Click to view
About the Documentary:
I was watching this deeply disturbing HBO documentary about a girl that was deeply sociopathic (the full thing is on youtube in parts). She matter-of-factly talks about how she would enjoy stabbing her little brother to death, or frequently masturbating or sexually abusing her brother. Seeing her talk is looking into the eyes and psychology of a murderer or serial killer. The inability to empathize with others was a direct result of her physical and mental abuse as a child in the home of her birth parents. But still, how does this wire her brain in that way and how can it be fixed?
This documentary was particularly interesting because the girl is adopted by a really supportive family that puts her in intensive therapy and she eventually is completely rehabilitated. In the live-in therapeutic enviroment, her actions are strictly controlled, as people with reactive attachment disorder like to be in control of everything. Eventually, they build up her self-worth through praise for following appropriate behavior and they make her feel needed and loved. This is where the disconnect between her and others began, and her lack of a moral compass (inability to feel "bad" about things): her lack of self-esteem and her inability to comprehend the care others have for her. Towards the end of the documentary, after months of strict watch and rehabilitation, when interviewed about how she has hurt others in the past, she cries about what she has done, meaning she now cares enough about herself to feel capable of doing "good" as well as "bad," and that she wants others to feel good instead of bad (can become attached to people appropriately). She has begun to understand what it means to feel, and that others feel emotions too. Today she is a motivational speaker and actually has people under her care and watch for a living -- as a nurse.

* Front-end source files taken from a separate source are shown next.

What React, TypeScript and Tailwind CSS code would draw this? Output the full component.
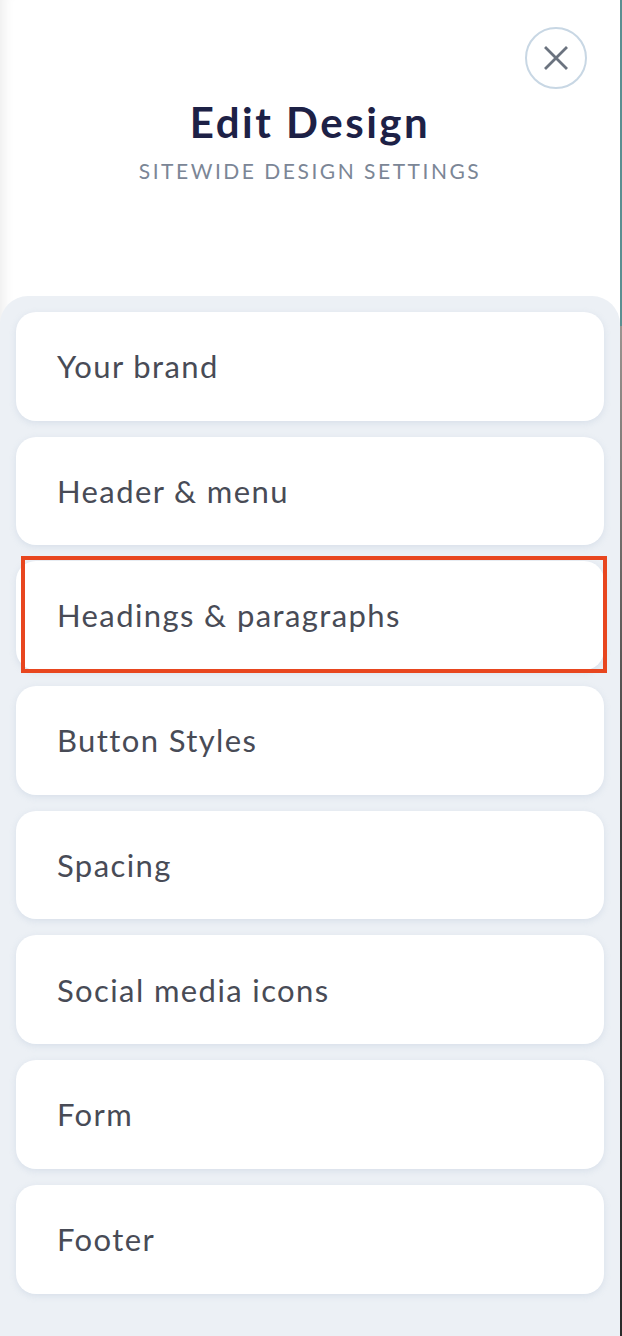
const items = [
  "Your brand",
  "Header & menu",
  "Headings & paragraphs",
  "Button Styles",
  "Spacing",
  "Social media icons",
  "Form",
  "Footer",
];

export default function App() {
  return (
    <div className="flex h-[1336px] w-[622px] overflow-hidden bg-white font-['Lato',sans-serif]">
      <div className="flex h-full w-[620px] flex-col shadow-[inset_14px_0_12px_-10px_rgba(0,0,0,0.07)]">
        <div className="relative flex h-[296px] shrink-0 flex-col items-center">
          <button className="absolute right-[33px] top-[27px] flex h-[62px] w-[62px] items-center justify-center rounded-full border-2 border-[#c8d7e4] bg-white">
            <svg width="24" height="24" viewBox="0 0 24 24" fill="none" stroke="#6b737f" strokeWidth="2.8" strokeLinecap="square">
              <path d="M2 2 L22 22 M22 2 L2 22" />
            </svg>
          </button>

          <h1 className="mt-[95px] text-[42px] font-bold leading-[54px] tracking-[0.06em] text-[#1d2146]">
            Edit Design
          </h1>
          <p className="mt-[9px] text-[21px] leading-[26px] tracking-[0.12em] text-[#7b8696]">
            SITEWIDE DESIGN SETTINGS
          </p>
        </div>

        <div className="flex grow flex-col gap-4 rounded-t-[28px] bg-[#ecf0f5] px-4 pt-4">
          {items.map((item, index) => (
            <div key={item} className="relative">
              <div className="flex h-[108.7px] items-center rounded-[20px] bg-white pl-[41px] shadow-[0_2px_6px_rgba(170,185,210,0.3)]">
                <span className="text-[31px] tracking-[0.045em] text-[#484b56]">{item}</span>
              </div>
              {index === 2 && (
                <div className="absolute -bottom-[3px] -right-[3px] -top-[5px] left-[5px] border-4 border-[#e8461f]" />
              )}
            </div>
          ))}
        </div>
      </div>

      <div className="flex h-full w-[2px] flex-col">
        <div className="h-[326px] bg-[#5a8f91]" />
        <div className="grow bg-gradient-to-b from-[#9a9490] via-[#3b3b3b] to-[#2a2a2a]" />
      </div>
    </div>
  );
}
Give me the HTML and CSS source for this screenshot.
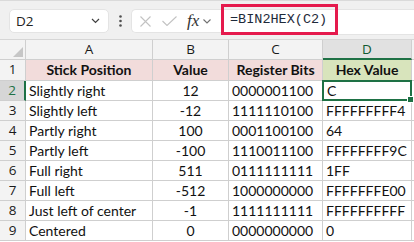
FILE: index.html
```html
<!DOCTYPE html>
<html lang="en">
<head>
    <meta charset="UTF-8">
    <meta name="viewport" content="width=device-width, initial-scale=1.0">
    <title>BIN2HEX - Excel</title>
    <link rel="stylesheet" href="styles.css">
</head>
<body>
    <div class="toolbar">
        <div class="namebox">
            <span class="cellref">D2</span>
            <svg class="chev" width="9" height="6" viewBox="0 0 9 6"><path d="M1 1 L4.5 4.5 L8 1" fill="none" stroke="#404040" stroke-width="1.2"/></svg>
        </div>
        <div class="dots">
            <svg width="3" height="12" viewBox="0 0 3 12"><circle cx="1.5" cy="1.5" r="1.3" fill="#505050"/><circle cx="1.5" cy="6" r="1.3" fill="#505050"/><circle cx="1.5" cy="10.5" r="1.3" fill="#505050"/></svg>
        </div>
        <div class="fbar">
            <div class="fbtns">
                <!-- cancel / enter / insert function -->
                <svg class="ico-x" width="11" height="11" viewBox="0 0 11 11"><path d="M0.5 0.5 L10.5 10.5 M10.5 0.5 L0.5 10.5" stroke="#c2c2c2" stroke-width="1.1" fill="none"/></svg>
                <svg class="ico-ok" width="15" height="10" viewBox="0 0 15 10"><path d="M0.5 5 L5 9.5 L14.5 0.5" stroke="#c2c2c2" stroke-width="1.1" fill="none"/></svg>
                <span class="fx">fx</span>
                <svg class="chev2" width="8" height="5" viewBox="0 0 8 5"><path d="M0.5 0.5 L4 4 L7.5 0.5" fill="none" stroke="#707070" stroke-width="1.1"/></svg>
            </div>
            <div class="finput">
                <span class="formula">=BIN2HEX(C2)</span>
            </div>
        </div>
    </div>

    <div class="sheet">
        <div class="corner"><span class="tri"></span></div>
        <div class="colhdr">A</div>
        <div class="colhdr">B</div>
        <div class="colhdr">C</div>
        <div class="colhdr sel">D</div>
        <div class="colhdr rest"></div>

        <div class="rowhdr">1</div>
        <div class="cell head">Stick Position</div>
        <div class="cell head">Value</div>
        <div class="cell head">Register Bits</div>
        <div class="cell head hex">Hex Value</div>
        <div class="cell rest"></div>

        <div class="rowhdr sel">2</div>
        <div class="cell">Slightly right</div>
        <div class="cell num">12</div>
        <div class="cell">0000001100</div>
        <div class="cell active">C<span class="handle"></span></div>
        <div class="cell rest"></div>

        <div class="rowhdr">3</div>
        <div class="cell">Slightly left</div>
        <div class="cell num">-12</div>
        <div class="cell">1111110100</div>
        <div class="cell">FFFFFFFFF4</div>
        <div class="cell rest"></div>

        <div class="rowhdr">4</div>
        <div class="cell">Partly right</div>
        <div class="cell num">100</div>
        <div class="cell">0001100100</div>
        <div class="cell">64</div>
        <div class="cell rest"></div>

        <div class="rowhdr">5</div>
        <div class="cell">Partly left</div>
        <div class="cell num">-100</div>
        <div class="cell">1110011100</div>
        <div class="cell">FFFFFFFF9C</div>
        <div class="cell rest"></div>

        <div class="rowhdr">6</div>
        <div class="cell">Full right</div>
        <div class="cell num">511</div>
        <div class="cell">0111111111</div>
        <div class="cell">1FF</div>
        <div class="cell rest"></div>

        <div class="rowhdr">7</div>
        <div class="cell">Full left</div>
        <div class="cell num">-512</div>
        <div class="cell">1000000000</div>
        <div class="cell">FFFFFFFE00</div>
        <div class="cell rest"></div>

        <div class="rowhdr">8</div>
        <div class="cell">Just left of center</div>
        <div class="cell num">-1</div>
        <div class="cell">1111111111</div>
        <div class="cell">FFFFFFFFFF</div>
        <div class="cell rest"></div>

        <div class="rowhdr">9</div>
        <div class="cell">Centered</div>
        <div class="cell num">0</div>
        <div class="cell">0000000000</div>
        <div class="cell">0</div>
        <div class="cell rest"></div>
    </div>
</body>
</html>
```

FILE: styles.css
```css
body {
    margin: 0;
    width: 414px;
    height: 242px;
    overflow: hidden;
    background-color: #ffffff;
    font-family: Lato, "Open Sans", sans-serif;
    color: #111111;
}

/* formula bar strip */
.toolbar {
    height: 40px;
    display: flex;
    align-items: flex-start;
    padding: 8px 0 0 9px;
    box-sizing: border-box;
    background-color: #f0f0f0;
    border-top: 1px solid #dadada;
    border-bottom: 1px solid #d6d6d6;
}
.namebox {
    width: 100px;
    height: 24px;
    box-sizing: border-box;
    display: flex;
    align-items: center;
    justify-content: space-between;
    padding: 0 8px 0 6px;
    background-color: #ffffff;
    border-radius: 5px;
    border: 1px solid #e4e4e4;
}
.cellref {
    font-family: "Open Sans", sans-serif;
    font-size: 13.5px;
    color: #222222;
}
.dots {
    width: 22px;
    height: 24px;
    display: flex;
    align-items: center;
    justify-content: center;
}
.fbar {
    flex: 1;
    display: flex;
    height: 24px;
}
.fbtns {
    width: 90px;
    height: 24px;
    box-sizing: border-box;
    display: flex;
    align-items: center;
    padding-left: 8px;
    background-color: #ffffff;
    border-radius: 5px 0 0 5px;
    border: 1px solid #e4e4e4;
    border-right: none;
}
.ico-x {
    margin-right: 11px;
}
.ico-ok {
    margin-right: 10px;
}
.fx {
    font-family: "Liberation Serif", serif;
    font-style: italic;
    font-size: 17px;
    color: #333333;
    margin-right: 4px;
}
.finput {
    flex: 1;
    height: 24px;
    display: flex;
    align-items: flex-start;
    background-color: #ffffff;
    border-top: 1px solid #e4e4e4;
    border-bottom: 1px solid #e4e4e4;
}
.formula {
    height: 31px;
    margin-top: -6px;
    box-sizing: border-box;
    display: flex;
    align-items: center;
    padding: 0 8px 0 6px;
    border: 3px solid #e51a4d;
    font-family: "Liberation Mono", monospace;
    font-size: 13.5px;
    color: #1e2a3a;
}

/* worksheet grid */
.sheet {
    display: grid;
    grid-template-columns: 26px 127px 76px 94px 89px 1fr;
    grid-template-rows: 20px 21px repeat(8, 20px);
}
.sheet > div {
    border-right: 1px solid #cfcfcf;
    border-bottom: 1px solid #cfcfcf;
    box-sizing: border-box;
    white-space: nowrap;
    overflow: hidden;
}
.corner {
    background-color: #f3f3f3;
    position: relative;
}
.tri {
    position: absolute;
    right: 2px;
    bottom: 2px;
    width: 0;
    height: 0;
    border-left: 10px solid transparent;
    border-bottom: 10px solid #c6c6c6;
}
.colhdr {
    background-color: #f3f3f3;
    font-family: "Open Sans", sans-serif;
    font-size: 13.5px;
    color: #1a1a1a;
    text-align: center;
    line-height: 19px;
}
.colhdr.sel {
    background-color: #e1e1e1;
    color: #0f5a30;
    border-bottom: 2px solid #1e7145;
}
.rowhdr {
    background-color: #f3f3f3;
    font-family: "Open Sans", sans-serif;
    font-size: 13.5px;
    color: #1a1a1a;
    text-align: center;
    line-height: 19px;
}
.rowhdr.sel {
    background-color: #d6d6d6;
    color: #1e7145;
    border-right: 2px solid #1e7145;
}
.cell {
    font-size: 14px;
    line-height: 19px;
    padding-left: 3px;
}
.sheet > .rest {
    border-right: none;
}
.head {
    background-color: #f2dcdb;
    font-weight: bold;
    text-align: center;
    padding-left: 0;
}
.head.hex {
    background-color: #d8e4bc;
}
.num {
    text-align: center;
    padding-left: 0;
}
.sheet > .active {
    border: 2px solid #1e7145;
    margin: -1px 0 0 -1px;
    position: relative;
    overflow: visible;
    line-height: 17px;
}
.handle {
    position: absolute;
    right: -4px;
    bottom: -4px;
    width: 5px;
    height: 5px;
    background-color: #1e7145;
    border: 1px solid #ffffff;
}
```
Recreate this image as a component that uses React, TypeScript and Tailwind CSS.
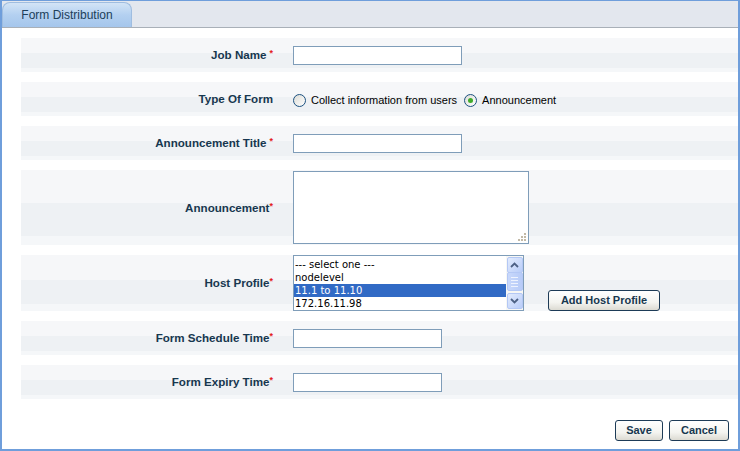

Why I'm Talking About This:
So..... I was explaining to the guy that I'm seeing that I was up late because I was fascinated by this documentary. We gain insight into our own emotional development and understand the much deeper developmental problems that can occur as a result of abuse, while looking at the institutional problems in foster/adoptive care (the parents couldn't be told anything about the children's past -- including the drunken sexual abuse of her father -- but had to figure out bits and pieces. The girl almost killed her younger brother by smashing his head against a wall and had planned on killing them as well. It is likely she had been in other abusive foster situations before adoption (Ugh, the other documentary I was
about a girl deprived of sensory information that also ends up in horrible and abusive foster care and gets lost in the shuffle to one inappropriate caregiver after another.))
Anyways, is any of this interesting? His response when I sent him the link was, "why would you watch depressing stuff?" It may be depressing, but I don't seek happiness or unhappiness; those emotions are a side-effect of pursuing what is "interesting" to me. I was talking to some of my other friends about their life pursuits, and for the most part, my friends prefer complexity over simplicity, in almost all areas of their lives. Happiness is a byproduct of satisfaction with intellectual challenges. I don't feel as though I can open up to this guy about my curiosities and analysis about what I take in from the world -- in other words, that I can talk about what I find interesting without him being disinterested. I don't mind looking into the darkness, because not knowing if it is bottomless is exciting.
Hmmm... sounds like a fundamental incompatibility. I will wait and see if it is all a bit of an early defensive front, behind which lurks great depth and insight, or if it is simply endless surface.